O truque é manter a calma e agir rápido.
Enquanto eu acariciava os ânimos das duas moças apavoradas no banco de trás, meu esposo entrava em modo missão impossível e buscava a nova opção de hotel que deveria estar um uma localização privilegiada, com fácil acesso, quartos com uma bela vista, café da manhã incluso (com altas quantidades de pastel de nata, por favor) e com um preço decente.
Quem inventou o termo impossível certamente não estava trancafiado em um carro com a esposa, a mãe e a sogra no meio do dia na cidade de Lisboa.
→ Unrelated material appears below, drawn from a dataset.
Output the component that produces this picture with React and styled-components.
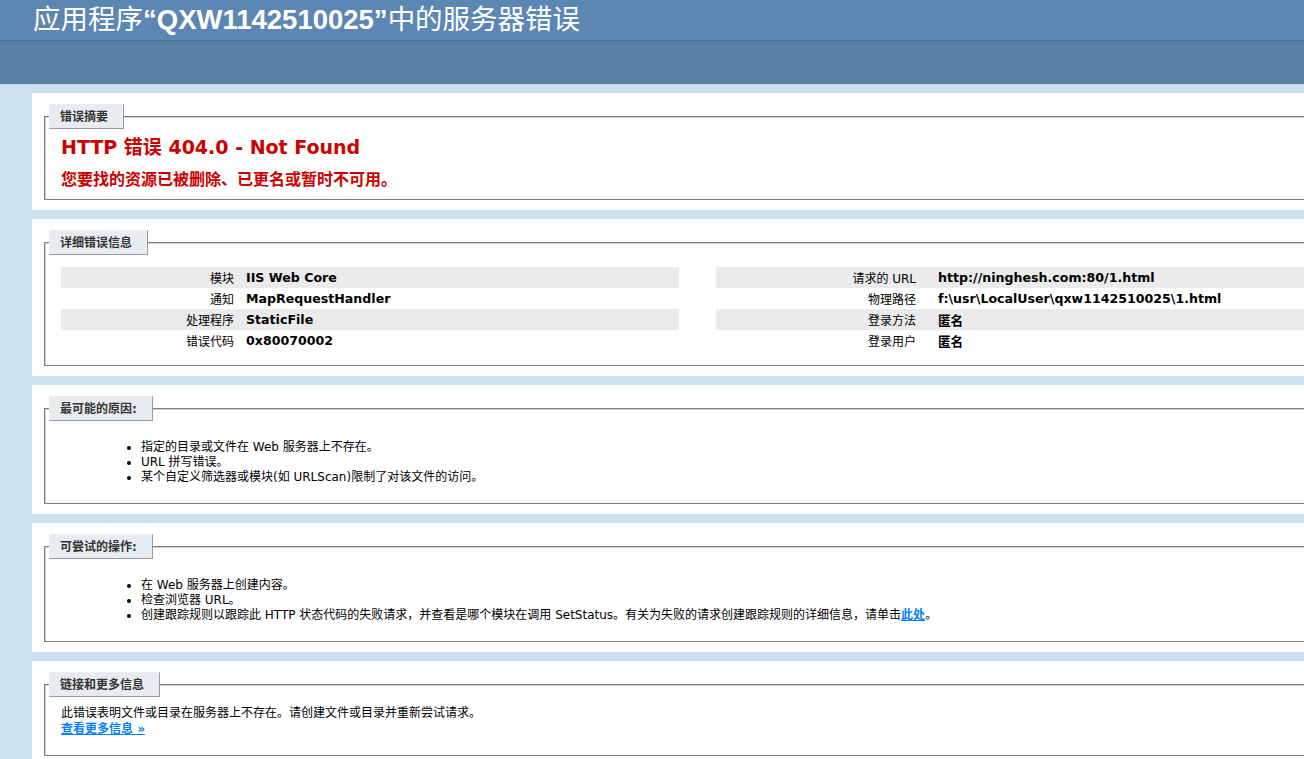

Ou seja, não demorou muito para ele encontrar.
Liguei para o hotel para arranjar a reserva e, ao chegarmos, fomos recebidos em uma propriedade totalmente reconstruída a partir de um edifício do século XVIII, no início do bairro da Alfama.
A equipe, atenciosa e acolhedora, já nos esperava com sorrisos gentis.
Após o check-in, subimos para os quartos. Assim que entrei, deixei a bolsa sobre a cama e fui direto à sacada. Abri as portas, respirei fundo aliviada e deixei a brisa de Lisboa me envolver.
Lá embaixo, uma praça simples, enfeitada por oliveiras, servia de passarela para pedestres animados que iam e vinham entre o bairro da Alfama e a Praça do Comércio. À esquerda, um grande prédio amarelo de janelas brancas dominava a paisagem, e ao seu lado, um menor, incrivelmente revestido de azulejos brancos com detalhes azuis.
No ar, o cheiro de bolinho de bacalhau – certamente um agrado ao paladar dos clientes dos tantos bares na calçada, que já começavam a ficar cheios com o burburinho do fim do dia. E abraçando tudo isso, majestoso, estava ele: o rio Tejo, à frente.
"É aqui", falei em voz alta para mim mesma, enquanto admirava a vista encantadora que se estendia diante dos meus olhos.